MATERIAL FOR THIS TASK ->
╔══
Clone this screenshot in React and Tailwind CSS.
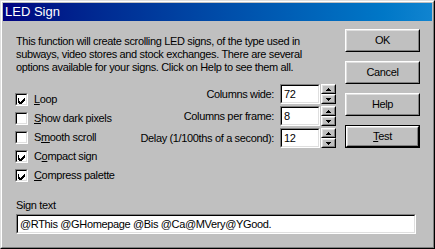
const raised = 'border border-t-white border-l-white border-r-black border-b-black';
const raisedInner = 'border border-t-[#dfdfdf] border-l-[#dfdfdf] border-r-[#808080] border-b-[#808080]';

function Btn({ children, isDefault }) {
  const body = (
    <div className={raised + ' h-full'}>
      <div className={raisedInner + ' h-full flex items-center justify-center bg-[#c0c0c0]'}>{children}</div>
    </div>
  );
  if (isDefault) {
    return <div className="w-[75px] h-[23px] border border-black">{body}</div>;
  }
  return <div className="w-[75px] h-[23px]">{body}</div>;
}

function Sunken({ className, children }) {
  return (
    <div className={'border border-t-[#808080] border-l-[#808080] border-r-white border-b-white ' + className}>
      <div className="h-full border border-t-black border-l-black border-r-[#dfdfdf] border-b-[#dfdfdf] bg-white flex items-center px-[2px] whitespace-nowrap">
        {children}
      </div>
    </div>
  );
}

function Check({ checked, label, u }) {
  const i = label.indexOf(u);
  return (
    <div className="flex items-center h-[19px]">
      <div className="w-[13px] h-[13px] border border-t-[#808080] border-l-[#808080] border-r-white border-b-white">
        <div className="w-full h-full border border-t-black border-l-black border-r-[#dfdfdf] border-b-[#dfdfdf] bg-white">
          {checked && (
            <svg width="9" height="9" viewBox="0 0 9 9" shapeRendering="crispEdges">
              <path d="M1 3h1v3h1v1h1v-1h1v-1h1v-1h1v-1h1v3h-1v1h-1v1h-1v1h-1v1h-1v-1h-1v-1h-1z" fill="#000" />
            </svg>
          )}
        </div>
      </div>
      <span className="ml-[6px] whitespace-nowrap">
        {label.slice(0, i)}
        <span className="underline">{u}</span>
        {label.slice(i + 1)}
      </span>
    </div>
  );
}

function Spin({ label, value }) {
  return (
    <div className="flex items-center h-[20px]">
      <span className="w-[145px] text-right pr-[6px] whitespace-nowrap">{label}</span>
      <Sunken className="w-[40px] h-[20px]">{value}</Sunken>
      <div className="flex flex-col ml-[1px]">
        {['up', 'down'].map((d) => (
          <div key={d} className={raised + ' w-[15px] h-[10px]'}>
            <div className={raisedInner + ' h-full flex items-center justify-center'}>
              <svg width="5" height="3" viewBox="0 0 5 3" shapeRendering="crispEdges">
                {d === 'up' ? (
                  <path d="M2 0h1v1h1v1h1v1h-5v-1h1v-1h1z" fill="#000" />
                ) : (
                  <path d="M0 0h5v1h-1v1h-1v1h-1v-1h-1v-1h-1z" fill="#000" />
                )}
              </svg>
            </div>
          </div>
        ))}
      </div>
    </div>
  );
}

export default function App() {
  return (
    <div
      className="w-[435px] h-[249px] bg-[#c0c0c0] text-black text-[11px] leading-[13px] tracking-[-0.35px] border border-t-[#dfdfdf] border-l-[#dfdfdf] border-r-black border-b-black"
      style={{ fontFamily: '"Liberation Sans", Arial, sans-serif' }}
    >
      <div className="h-full border border-t-white border-l-white border-r-[#808080] border-b-[#808080] p-[1px] flex flex-col">
        {/* Title bar */}
        <div className="h-[18px] bg-gradient-to-r from-[#000080] to-[#1084d0] text-white text-[13px] leading-[18px] tracking-normal pl-[2px]">
          LED Sign
        </div>

        <div className="flex">
          {/* Left side */}
          <div className="w-[320px] ml-[13px] flex flex-col">
            <p className="mt-[14px] pr-[20px]">
              This function will create scrolling LED signs, of the type used in subways, video stores and stock exchanges. There are several options available for your signs. Click on Help to see them all.
            </p>
            <div className="flex">
              <div className="mt-[16px] -ml-[1px] flex flex-col">
                <Check checked label="Loop" u="L" />
                <Check label="Show dark pixels" u="S" />
                <Check label="Smooth scroll" u="m" />
                <Check checked label="Compact sign" u="o" />
                <Check checked label="Compress palette" u="C" />
              </div>
              <div className="ml-auto mt-[10px] flex flex-col gap-[2px]">
                <Spin label="Columns wide:" value="72" />
                <Spin label="Columns per frame:" value="8" />
                <Spin label="Delay (1/100ths of a second):" value="12" />
              </div>
            </div>
          </div>

          {/* Buttons */}
          <div className="ml-[9px] mt-[8px] flex flex-col gap-[9px]">
            <Btn>OK</Btn>
            <Btn>Cancel</Btn>
            <Btn>Help</Btn>
            <Btn isDefault>
              <span>
                <span className="underline">T</span>est
              </span>
            </Btn>
          </div>
        </div>

        {/* Sign text */}
        <div className="ml-[13px] mt-[14px]">
          <div>Sign text</div>
          <Sunken className="w-[400px] h-[20px] mt-[2px]">@RThis @GHomepage @Bis @Ca@MVery@YGood.</Sunken>
        </div>
      </div>
    </div>
  );
}
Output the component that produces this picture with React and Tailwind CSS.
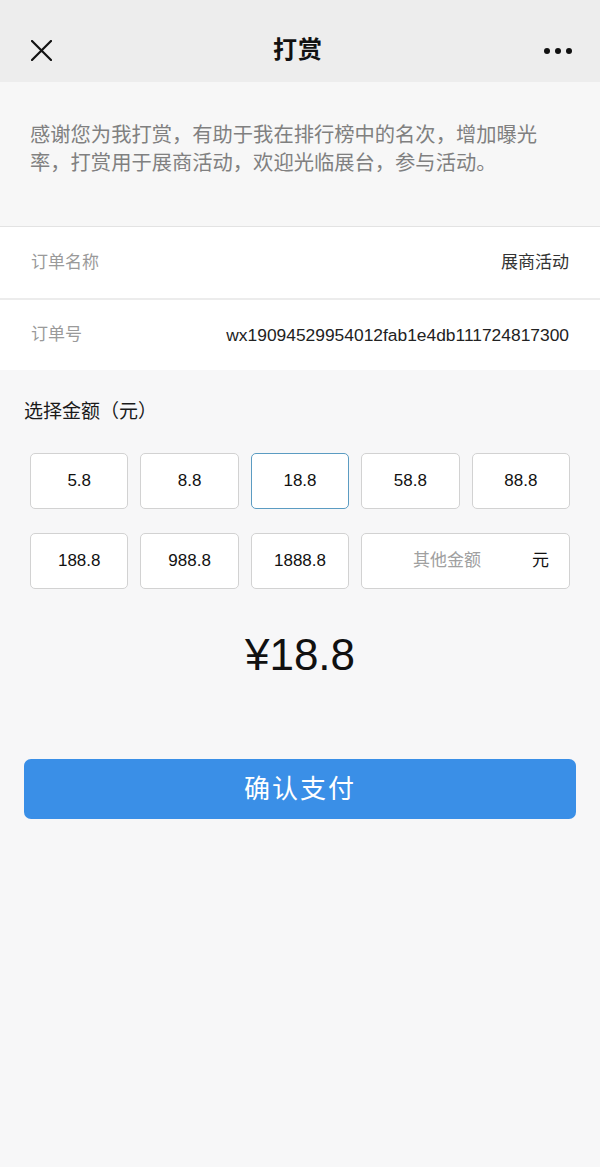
╚══
WHAT THIS TASK INVOLVES ->
Can the entries above be repeated exactly, without their pictures?

WRITTEN RESPONSE ->
Clone this screenshot in React and Tailwind CSS.
const raised = 'border border-t-white border-l-white border-r-black border-b-black';
const raisedInner = 'border border-t-[#dfdfdf] border-l-[#dfdfdf] border-r-[#808080] border-b-[#808080]';

function Btn({ children, isDefault }) {
  const body = (
    <div className={raised + ' h-full'}>
      <div className={raisedInner + ' h-full flex items-center justify-center bg-[#c0c0c0]'}>{children}</div>
    </div>
  );
  if (isDefault) {
    return <div className="w-[75px] h-[23px] border border-black">{body}</div>;
  }
  return <div className="w-[75px] h-[23px]">{body}</div>;
}

function Sunken({ className, children }) {
  return (
    <div className={'border border-t-[#808080] border-l-[#808080] border-r-white border-b-white ' + className}>
      <div className="h-full border border-t-black border-l-black border-r-[#dfdfdf] border-b-[#dfdfdf] bg-white flex items-center px-[2px] whitespace-nowrap">
        {children}
      </div>
    </div>
  );
}

function Check({ checked, label, u }) {
  const i = label.indexOf(u);
  return (
    <div className="flex items-center h-[19px]">
      <div className="w-[13px] h-[13px] border border-t-[#808080] border-l-[#808080] border-r-white border-b-white">
        <div className="w-full h-full border border-t-black border-l-black border-r-[#dfdfdf] border-b-[#dfdfdf] bg-white">
          {checked && (
            <svg width="9" height="9" viewBox="0 0 9 9" shapeRendering="crispEdges">
              <path d="M1 3h1v3h1v1h1v-1h1v-1h1v-1h1v-1h1v3h-1v1h-1v1h-1v1h-1v1h-1v-1h-1v-1h-1z" fill="#000" />
            </svg>
          )}
        </div>
      </div>
      <span className="ml-[6px] whitespace-nowrap">
        {label.slice(0, i)}
        <span className="underline">{u}</span>
        {label.slice(i + 1)}
      </span>
    </div>
  );
}

function Spin({ label, value }) {
  return (
    <div className="flex items-center h-[20px]">
      <span className="w-[145px] text-right pr-[6px] whitespace-nowrap">{label}</span>
      <Sunken className="w-[40px] h-[20px]">{value}</Sunken>
      <div className="flex flex-col ml-[1px]">
        {['up', 'down'].map((d) => (
          <div key={d} className={raised + ' w-[15px] h-[10px]'}>
            <div className={raisedInner + ' h-full flex items-center justify-center'}>
              <svg width="5" height="3" viewBox="0 0 5 3" shapeRendering="crispEdges">
                {d === 'up' ? (
                  <path d="M2 0h1v1h1v1h1v1h-5v-1h1v-1h1z" fill="#000" />
                ) : (
                  <path d="M0 0h5v1h-1v1h-1v1h-1v-1h-1v-1h-1z" fill="#000" />
                )}
              </svg>
            </div>
          </div>
        ))}
      </div>
    </div>
  );
}

export default function App() {
  return (
    <div
      className="w-[435px] h-[249px] bg-[#c0c0c0] text-black text-[11px] leading-[13px] tracking-[-0.35px] border border-t-[#dfdfdf] border-l-[#dfdfdf] border-r-black border-b-black"
      style={{ fontFamily: '"Liberation Sans", Arial, sans-serif' }}
    >
      <div className="h-full border border-t-white border-l-white border-r-[#808080] border-b-[#808080] p-[1px] flex flex-col">
        {/* Title bar */}
        <div className="h-[18px] bg-gradient-to-r from-[#000080] to-[#1084d0] text-white text-[13px] leading-[18px] tracking-normal pl-[2px]">
          LED Sign
        </div>

        <div className="flex">
          {/* Left side */}
          <div className="w-[320px] ml-[13px] flex flex-col">
            <p className="mt-[14px] pr-[20px]">
              This function will create scrolling LED signs, of the type used in subways, video stores and stock exchanges. There are several options available for your signs. Click on Help to see them all.
            </p>
            <div className="flex">
              <div className="mt-[16px] -ml-[1px] flex flex-col">
                <Check checked label="Loop" u="L" />
                <Check label="Show dark pixels" u="S" />
                <Check label="Smooth scroll" u="m" />
                <Check checked label="Compact sign" u="o" />
                <Check checked label="Compress palette" u="C" />
              </div>
              <div className="ml-auto mt-[10px] flex flex-col gap-[2px]">
                <Spin label="Columns wide:" value="72" />
                <Spin label="Columns per frame:" value="8" />
                <Spin label="Delay (1/100ths of a second):" value="12" />
              </div>
            </div>
          </div>

          {/* Buttons */}
          <div className="ml-[9px] mt-[8px] flex flex-col gap-[9px]">
            <Btn>OK</Btn>
            <Btn>Cancel</Btn>
            <Btn>Help</Btn>
            <Btn isDefault>
              <span>
                <span className="underline">T</span>est
              </span>
            </Btn>
          </div>
        </div>

        {/* Sign text */}
        <div className="ml-[13px] mt-[14px]">
          <div>Sign text</div>
          <Sunken className="w-[400px] h-[20px] mt-[2px]">@RThis @GHomepage @Bis @Ca@MVery@YGood.</Sunken>
        </div>
      </div>
    </div>
  );
}
Output the component that produces this picture with React and Tailwind CSS.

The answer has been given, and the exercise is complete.